Vida de banqueiro o economista sabe levar. Obcecado pela idéia de não expor sua intimidade, Lara, nas poucas vezes em que é visto em público, está às voltas com brinquedos caros como carros esportivos e cavalos. A paixão pela velocidade já lhe valeu vitórias em corridas de resistência, como os 500 Quilômetros de Interlagos, e até um honroso quarto lugar em uma das mais tradicionais provas do mundo, as 24 Horas de Daytona. Quando não está com o boné do Porsche Clube do Brasil, do qual é sócio de primeira hora, pode ser visto com o chapéu usado pelos cavaleiros que disputam provas de saltos, nos clubes de hipismo. O gosto pelos cavalos é uma mania compartilhada por um de seus novos sócios, Antônio Carlos Freitas Valle, e foi um dos fatores que manteve a amizade entre eles após a saída do economista do Matrix.

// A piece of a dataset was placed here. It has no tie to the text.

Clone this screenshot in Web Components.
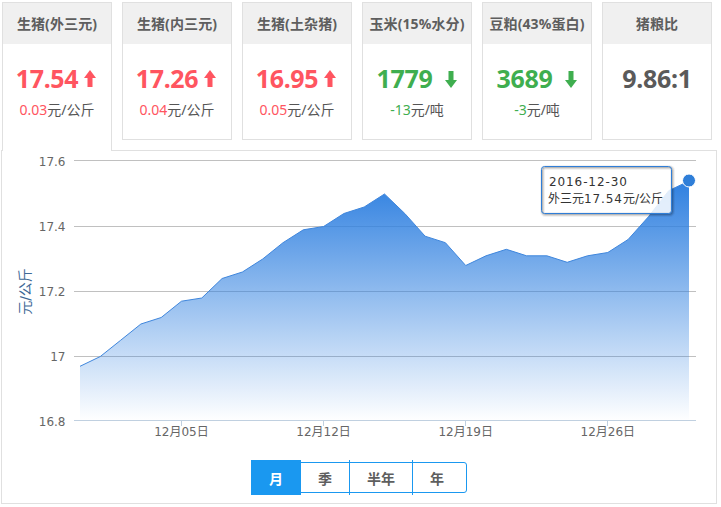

A criação da companhia de investimentos aumenta a carteira de negócios dos sócios do Matrix num momento em que o banco passa por um processo inverso, de redução drástica nas atividades. O balanço do primeiro semestre revelou um corte no resultado com a atividade bancária de R$ 186 milhões, nos seis primeiros meses de 1999, para uma quantia irrelevante, de R$ 2 milhões. Os ativos caíram de R$ 511 milhões para R$ 240 milhões, e os lucros desapareceram, passando de R$ 140 milhões para R$ 2 milhões. Juntando esses dados ao anúncio recente de um acordo com o Itaú ? que assumiu a venda e a administração da burocracia dos fundos de investimento ? e à venda da financeira do banco para o Fininvest, o resultado é uma retirada acelerada do Matrix da atividade bancária. Os sócios discutem desde o início do ano a conveniência de manter ou não ativa a carta patente da instituição financeira, que traz custos e responsabilidades perante o BC, e parece estar chegando o momento da decisão.